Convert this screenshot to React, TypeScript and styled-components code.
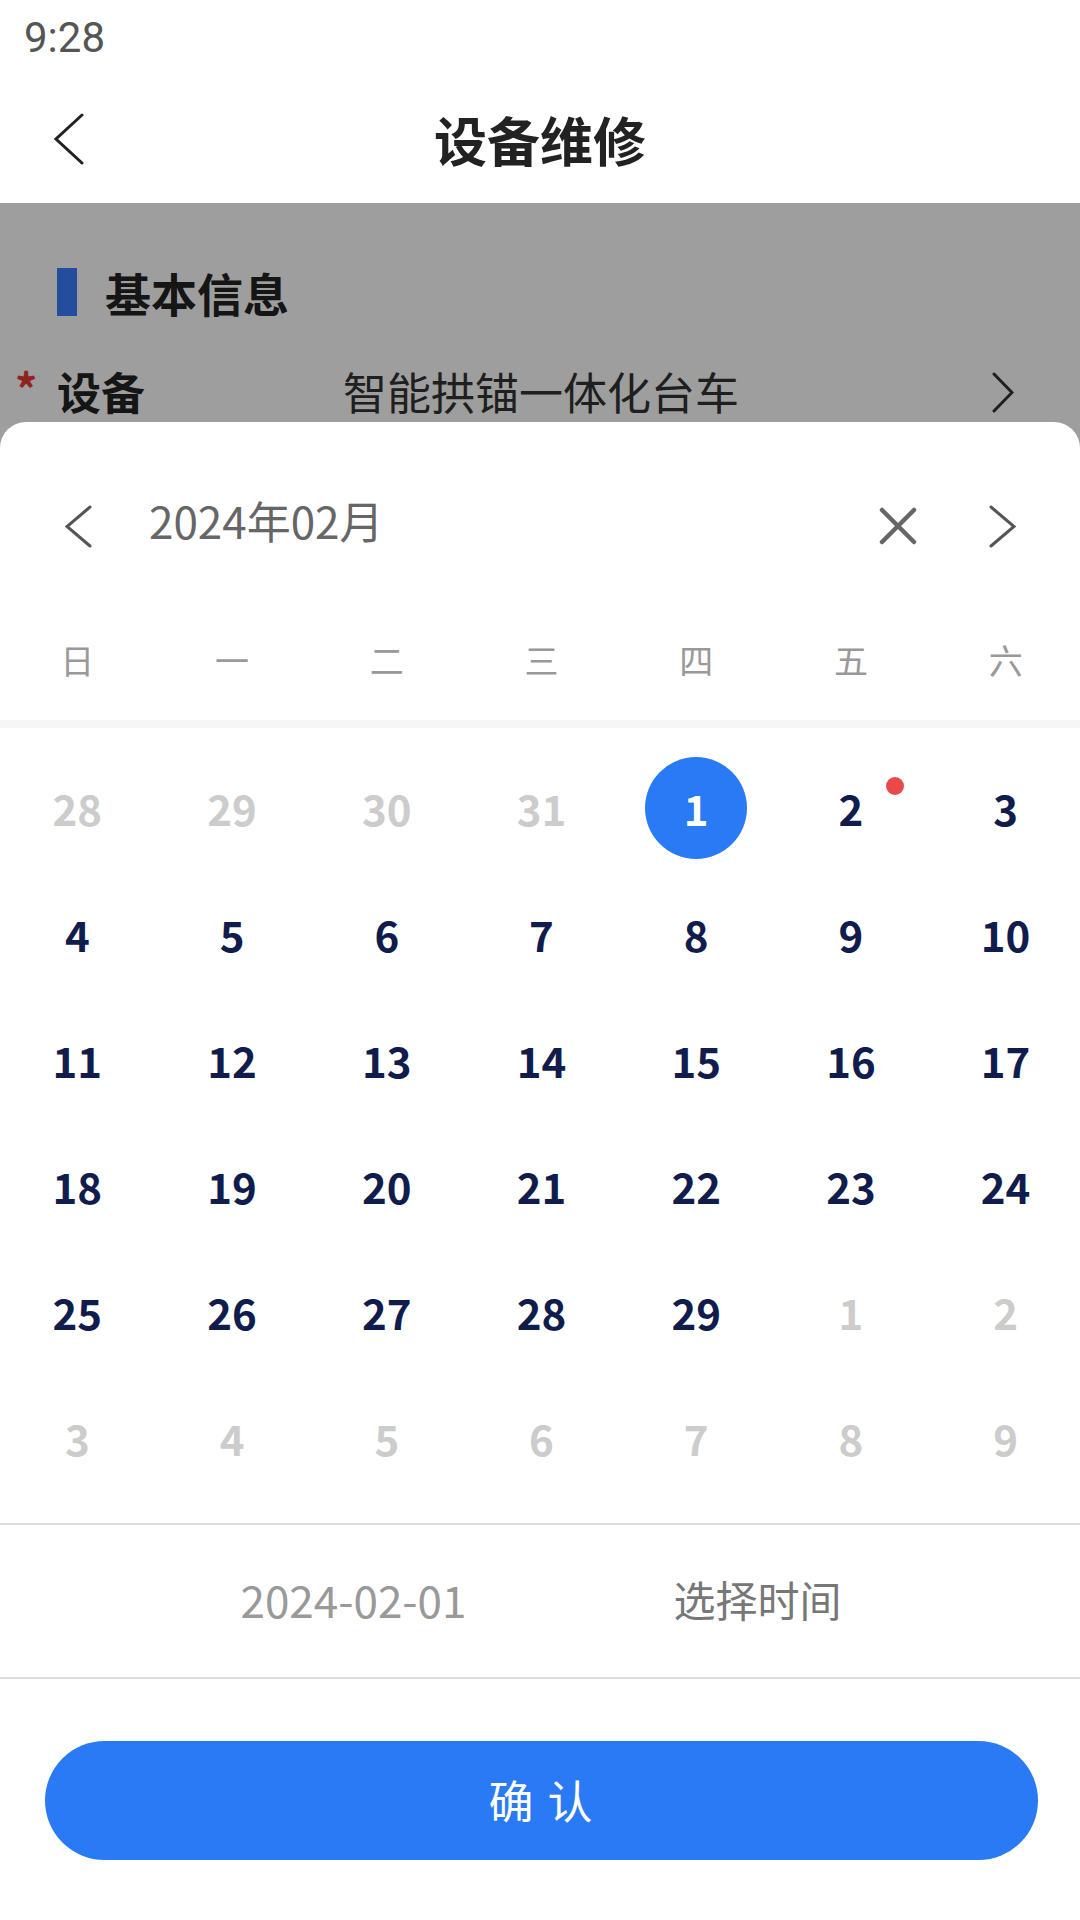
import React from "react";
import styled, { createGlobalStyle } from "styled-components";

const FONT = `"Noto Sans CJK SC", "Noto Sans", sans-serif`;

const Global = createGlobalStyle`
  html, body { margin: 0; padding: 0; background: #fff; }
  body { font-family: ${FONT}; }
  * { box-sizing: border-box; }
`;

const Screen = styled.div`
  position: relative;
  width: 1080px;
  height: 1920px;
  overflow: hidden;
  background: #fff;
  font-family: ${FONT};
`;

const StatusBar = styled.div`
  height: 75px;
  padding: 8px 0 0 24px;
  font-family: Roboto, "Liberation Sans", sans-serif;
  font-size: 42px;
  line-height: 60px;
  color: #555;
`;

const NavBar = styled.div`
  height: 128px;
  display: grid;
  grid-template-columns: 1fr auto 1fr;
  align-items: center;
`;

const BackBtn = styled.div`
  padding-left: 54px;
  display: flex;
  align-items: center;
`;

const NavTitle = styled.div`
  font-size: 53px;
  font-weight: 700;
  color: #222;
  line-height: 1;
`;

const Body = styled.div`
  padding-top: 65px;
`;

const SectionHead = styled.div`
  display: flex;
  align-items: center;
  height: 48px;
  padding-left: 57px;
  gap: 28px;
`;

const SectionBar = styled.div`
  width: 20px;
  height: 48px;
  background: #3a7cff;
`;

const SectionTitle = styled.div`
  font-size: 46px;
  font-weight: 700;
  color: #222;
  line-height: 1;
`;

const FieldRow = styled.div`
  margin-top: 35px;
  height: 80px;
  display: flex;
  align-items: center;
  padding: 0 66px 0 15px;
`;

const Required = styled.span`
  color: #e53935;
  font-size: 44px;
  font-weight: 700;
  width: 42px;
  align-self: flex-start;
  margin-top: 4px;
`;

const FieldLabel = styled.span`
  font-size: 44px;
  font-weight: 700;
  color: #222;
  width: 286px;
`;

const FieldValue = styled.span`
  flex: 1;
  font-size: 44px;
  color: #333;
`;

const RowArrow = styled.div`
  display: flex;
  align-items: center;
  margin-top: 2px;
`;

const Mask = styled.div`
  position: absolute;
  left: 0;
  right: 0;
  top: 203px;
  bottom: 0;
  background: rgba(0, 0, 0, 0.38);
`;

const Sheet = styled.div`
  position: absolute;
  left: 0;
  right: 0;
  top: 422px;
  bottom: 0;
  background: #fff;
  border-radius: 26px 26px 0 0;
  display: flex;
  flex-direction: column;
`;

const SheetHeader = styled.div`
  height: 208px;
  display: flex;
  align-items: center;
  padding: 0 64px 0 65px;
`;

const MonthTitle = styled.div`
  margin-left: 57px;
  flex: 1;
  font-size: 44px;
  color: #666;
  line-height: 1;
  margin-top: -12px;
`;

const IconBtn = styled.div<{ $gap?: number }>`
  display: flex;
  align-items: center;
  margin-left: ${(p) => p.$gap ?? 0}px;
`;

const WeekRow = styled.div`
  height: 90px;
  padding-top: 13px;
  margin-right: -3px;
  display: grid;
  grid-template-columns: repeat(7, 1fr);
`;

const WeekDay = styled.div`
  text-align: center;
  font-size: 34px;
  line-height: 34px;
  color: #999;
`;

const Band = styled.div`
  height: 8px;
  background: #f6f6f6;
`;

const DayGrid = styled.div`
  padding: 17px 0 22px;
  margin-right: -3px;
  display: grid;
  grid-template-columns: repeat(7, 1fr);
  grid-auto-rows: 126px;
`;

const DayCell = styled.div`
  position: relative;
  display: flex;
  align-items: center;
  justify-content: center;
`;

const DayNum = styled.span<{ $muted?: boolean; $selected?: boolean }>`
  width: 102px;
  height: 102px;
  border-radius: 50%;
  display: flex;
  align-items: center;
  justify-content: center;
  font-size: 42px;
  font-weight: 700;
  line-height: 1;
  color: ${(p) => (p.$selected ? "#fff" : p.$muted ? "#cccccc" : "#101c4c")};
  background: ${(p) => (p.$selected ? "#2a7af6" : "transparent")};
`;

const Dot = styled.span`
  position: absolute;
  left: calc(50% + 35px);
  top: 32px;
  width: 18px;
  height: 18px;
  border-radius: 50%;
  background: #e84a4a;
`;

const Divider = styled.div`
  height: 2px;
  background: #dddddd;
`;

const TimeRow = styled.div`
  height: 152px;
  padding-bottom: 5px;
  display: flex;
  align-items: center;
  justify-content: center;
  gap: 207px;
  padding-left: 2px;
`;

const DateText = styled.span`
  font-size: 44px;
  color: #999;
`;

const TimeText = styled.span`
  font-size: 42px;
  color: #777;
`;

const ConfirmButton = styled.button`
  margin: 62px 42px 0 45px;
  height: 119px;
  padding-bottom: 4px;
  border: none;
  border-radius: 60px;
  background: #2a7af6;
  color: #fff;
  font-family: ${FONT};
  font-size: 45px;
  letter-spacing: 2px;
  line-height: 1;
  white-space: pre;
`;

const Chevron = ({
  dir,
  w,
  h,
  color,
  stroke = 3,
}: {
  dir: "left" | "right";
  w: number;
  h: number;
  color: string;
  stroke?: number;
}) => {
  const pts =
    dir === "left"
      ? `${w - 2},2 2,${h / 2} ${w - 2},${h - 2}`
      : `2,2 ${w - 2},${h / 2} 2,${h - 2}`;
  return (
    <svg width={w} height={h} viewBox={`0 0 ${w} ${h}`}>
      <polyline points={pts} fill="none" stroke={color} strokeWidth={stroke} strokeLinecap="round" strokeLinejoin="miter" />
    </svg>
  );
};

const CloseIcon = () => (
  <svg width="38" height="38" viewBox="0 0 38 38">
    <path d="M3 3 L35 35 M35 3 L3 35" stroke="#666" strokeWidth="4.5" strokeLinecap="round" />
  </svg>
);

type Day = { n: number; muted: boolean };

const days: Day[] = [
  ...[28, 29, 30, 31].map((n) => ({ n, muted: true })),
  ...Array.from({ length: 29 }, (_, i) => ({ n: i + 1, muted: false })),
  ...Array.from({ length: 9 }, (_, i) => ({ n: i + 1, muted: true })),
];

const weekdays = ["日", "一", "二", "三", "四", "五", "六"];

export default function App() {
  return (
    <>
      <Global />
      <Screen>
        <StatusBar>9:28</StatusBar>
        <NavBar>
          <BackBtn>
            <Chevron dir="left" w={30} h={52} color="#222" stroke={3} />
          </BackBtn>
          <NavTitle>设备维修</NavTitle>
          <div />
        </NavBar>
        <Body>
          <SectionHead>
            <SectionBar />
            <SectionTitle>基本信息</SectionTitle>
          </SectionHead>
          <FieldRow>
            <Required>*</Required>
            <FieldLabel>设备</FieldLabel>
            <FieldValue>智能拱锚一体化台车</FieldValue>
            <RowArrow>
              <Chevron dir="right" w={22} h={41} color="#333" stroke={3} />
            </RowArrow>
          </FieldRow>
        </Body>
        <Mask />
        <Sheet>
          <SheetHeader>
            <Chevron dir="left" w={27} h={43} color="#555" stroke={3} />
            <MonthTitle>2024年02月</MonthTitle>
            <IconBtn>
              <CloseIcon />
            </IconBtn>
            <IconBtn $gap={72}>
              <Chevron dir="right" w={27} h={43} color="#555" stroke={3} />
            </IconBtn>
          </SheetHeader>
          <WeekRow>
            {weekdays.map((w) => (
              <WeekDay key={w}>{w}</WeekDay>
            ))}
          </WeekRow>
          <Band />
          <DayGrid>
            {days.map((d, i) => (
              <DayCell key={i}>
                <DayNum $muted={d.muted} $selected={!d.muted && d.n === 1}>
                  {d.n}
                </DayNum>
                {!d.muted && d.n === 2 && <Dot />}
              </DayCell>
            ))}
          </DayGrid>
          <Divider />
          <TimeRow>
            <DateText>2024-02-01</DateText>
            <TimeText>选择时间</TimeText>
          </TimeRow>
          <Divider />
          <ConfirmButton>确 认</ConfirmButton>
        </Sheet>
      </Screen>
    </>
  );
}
☆ ☆ ☆ ☆
▸ **INSTRUCTION**
Copy down every line of the material above that includes the string "React".

▸ **THE RESPONSE**
Convert this screenshot to React, TypeScript and styled-components code.
import React from "react";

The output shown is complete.